I reproduced this issue in the browser by generating the query URL:
>>> arxiv.Client()._format_url(s, 0, 10)
'http://export.arxiv.org/api/query?search_query=&id_list=0112019v1&sortBy=relevance&sortOrder=descending&start=0&max_results=10'
The API gives a 400 response, but with a non-empty feed body:
<?xml version="1.0" encoding="UTF-8"?>
<feed xmlns="http://www.w3.org/2005/Atom">
<link href="http://arxiv.org/api/query?search_query%3D%26id_list%3D0112019v1%26start%3D0%26max_results%3D10%26sortBy%3Drelevance%26sortOrder%3Ddescending" rel="self" type="application/atom+xml"/>
<title type="html">ArXiv Query: search_query=&id_list=0112019v1&start=0&max_results=10&sortBy=relevance&sortOrder=descending</title>
<id>http://arxiv.org/api/ICCqNwWyrQkMAErZidA/EoTr7/o</id>
<updated>2021-07-12T00:00:00-04:00</updated>
<opensearch:totalResults xmlns:opensearch="http://a9.com/-/spec/opensearch/1.1/">1</opensearch:totalResults>
<opensearch:startIndex xmlns:opensearch="http://a9.com/-/spec/opensearch/1.1/">0</opensearch:startIndex>
<opensearch:itemsPerPage xmlns:opensearch="http://a9.com/-/spec/opensearch/1.1/">1</opensearch:itemsPerPage>
<entry>
<id>http://arxiv.org/api/errors#incorrect_id_format_for_0112019v1</id>
<title>Error</title>
<summary>incorrect id format for 0112019v1</summary>
<updated>2021-07-12T00:00:00-04:00</updated>
<link href="http://arxiv.org/api/errors#incorrect_id_format_for_0112019v1" rel="alternate" type="text/html"/>
<author>
<name>arXiv api core</name>
</author>
</entry>
</feed>
At least this confirms the issue: the API believes the ID (0112019v1) is of an incorrect format.
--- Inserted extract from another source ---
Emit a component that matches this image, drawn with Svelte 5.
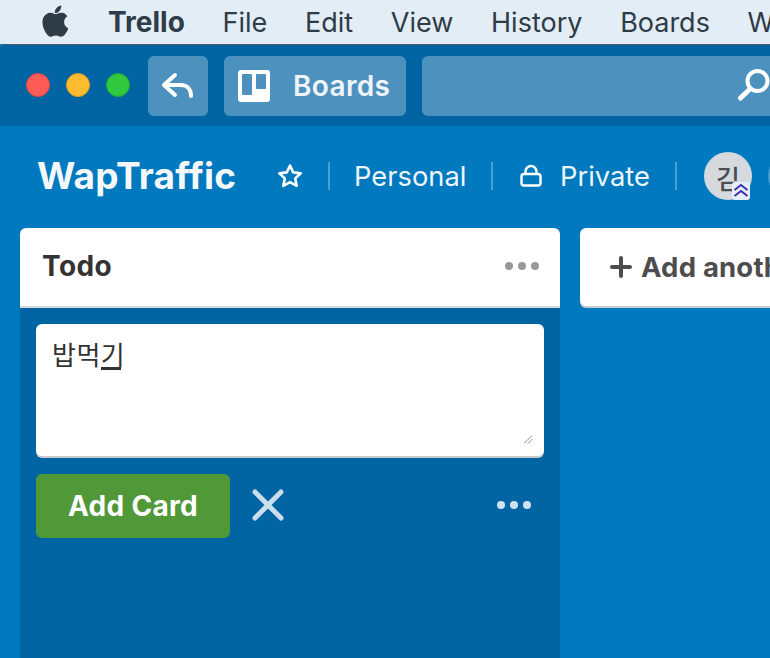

My hunch is that this was an early ID format (0112019
and 0205137
are papers from 2001 and 2002, respectively) that the API just doesn't support.
I'll shoot a message to the Google Group. Unfortunately, this doesn't seem like an issue a client library can fix ☹️
These are an old (pre-March 2007) identifier format. The structure of that old identifier and the motivation for the 2007 change are described here:
All existing articles retain their original identifiers but newly announced articles have identifiers following the new scheme.
Aha! It looks like old-form IDs can be requested; they just need to be fully-qualified with the archive and (where applicable) subject class.
The fully-qualified ID for 0112019
is quant-ph/0112019
. Accordingly, the following code works:
>>> import arxiv
>>> next(arxiv.Search(id_list=['quant-ph/0112019v1']).results())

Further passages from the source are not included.